By 1950, Beaver Island was at a crossroads. The old industries – the fishing, the large-scale logging, even the days of being a strategic harbor – had all faded. What remained was a peaceful, if economically fragile, community with extraordinary history in its rear-view mirror. Little did those remaining families know that a rebirth was on the horizon. In the coming decades (starting in the 1960s and especially late 1970s), tourism and recreation would breathe new life into Beaver Island, capitalizing on the very history and natural beauty that had so long been seen as obstacles to progress.

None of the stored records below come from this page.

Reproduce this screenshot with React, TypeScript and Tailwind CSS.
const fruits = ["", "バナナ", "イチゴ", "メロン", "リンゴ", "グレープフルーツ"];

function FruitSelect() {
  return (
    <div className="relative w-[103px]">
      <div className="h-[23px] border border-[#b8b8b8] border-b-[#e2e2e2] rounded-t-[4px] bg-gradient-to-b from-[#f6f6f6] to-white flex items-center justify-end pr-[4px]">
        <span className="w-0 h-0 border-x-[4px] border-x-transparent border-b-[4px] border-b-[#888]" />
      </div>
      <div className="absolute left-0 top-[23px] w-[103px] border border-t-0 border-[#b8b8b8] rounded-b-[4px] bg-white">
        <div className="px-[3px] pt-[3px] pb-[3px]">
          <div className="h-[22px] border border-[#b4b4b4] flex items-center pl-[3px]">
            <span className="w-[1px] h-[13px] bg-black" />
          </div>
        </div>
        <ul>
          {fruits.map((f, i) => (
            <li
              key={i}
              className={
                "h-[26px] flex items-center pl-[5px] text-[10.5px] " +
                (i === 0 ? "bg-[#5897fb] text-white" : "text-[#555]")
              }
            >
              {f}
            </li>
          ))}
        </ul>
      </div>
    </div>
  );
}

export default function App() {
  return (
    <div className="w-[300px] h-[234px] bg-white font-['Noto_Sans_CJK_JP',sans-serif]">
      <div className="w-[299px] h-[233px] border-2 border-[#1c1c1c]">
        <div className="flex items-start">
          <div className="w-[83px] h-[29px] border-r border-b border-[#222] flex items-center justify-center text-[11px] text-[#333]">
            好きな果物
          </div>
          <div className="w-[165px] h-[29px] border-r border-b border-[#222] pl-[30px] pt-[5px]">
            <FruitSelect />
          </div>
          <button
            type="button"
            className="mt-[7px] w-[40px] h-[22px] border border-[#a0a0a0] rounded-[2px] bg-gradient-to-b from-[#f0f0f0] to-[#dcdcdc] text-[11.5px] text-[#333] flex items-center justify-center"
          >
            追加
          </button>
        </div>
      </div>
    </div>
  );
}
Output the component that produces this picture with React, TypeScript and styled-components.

Legacy of a Storied Island
The history of Beaver Island Michigan is a rich saga of adaptability and tenacity. This small island witnessed a unique social experiment with a Mormon monarch, became a powerhouse in Great Lakes fishing, and saw its forests fall to feed America’s growth. It hosted heroes like the surfmen of the Life-Saving Service and the humble Dr. Protar who tended the sick. The legacy of those years from 1840 to 1950 lives on in the island’s landscape and in the stories passed down by descendants. Visitors today can stroll the quiet streets of St. James and see echoes of the past: the King Strang Hotel, once the only hotel on the island, still stands on Main Street as a private lodge (a literal monument to the Strang era). The stone ruins of fish processing sheds and the frames for drying fishing nets can be found near old harbor docks. At Whiskey Point, the 1856 lighthouse still shines each night, maintained as a symbol of safety and heritage. Down a wooded path, the iron-fenced Protar’s Tomb stands silently among rustling trees, speaking to the gratitude of a bygone generation.
Beaver Island’s population did rebound later in the 20th century, thanks to tourism and improved transportation. But the period from 1840 to 1950 remains the heart of its identity – a time when the island was isolated yet bustling in its own way, forging a distinctive culture. Understanding this history adds depth to every experience on Beaver Island. Whether you’re a history buff intrigued by America’s only kingdom, or an adventurer drawn to the Great Lakes, Beaver Island offers a fascinating glimpse into a resilient island community. The History of Beaver Island Michigan is more than dates and events; it’s the story of people making a home against the odds, anchored by faith, fellowship, and the enduring promise of the Great Lakes.
Sources
Historical information in this post was drawn from the Beaver Island Historical Society archives, contemporary newspaper accounts, and scholarly works. Key references include Beaver Island’s “A Rich History”, Clark Norton’s travel history article, and records from the U.S. Coast Guard Historian’s Office. These sources document the unique events and people that shaped Beaver Island’s destiny.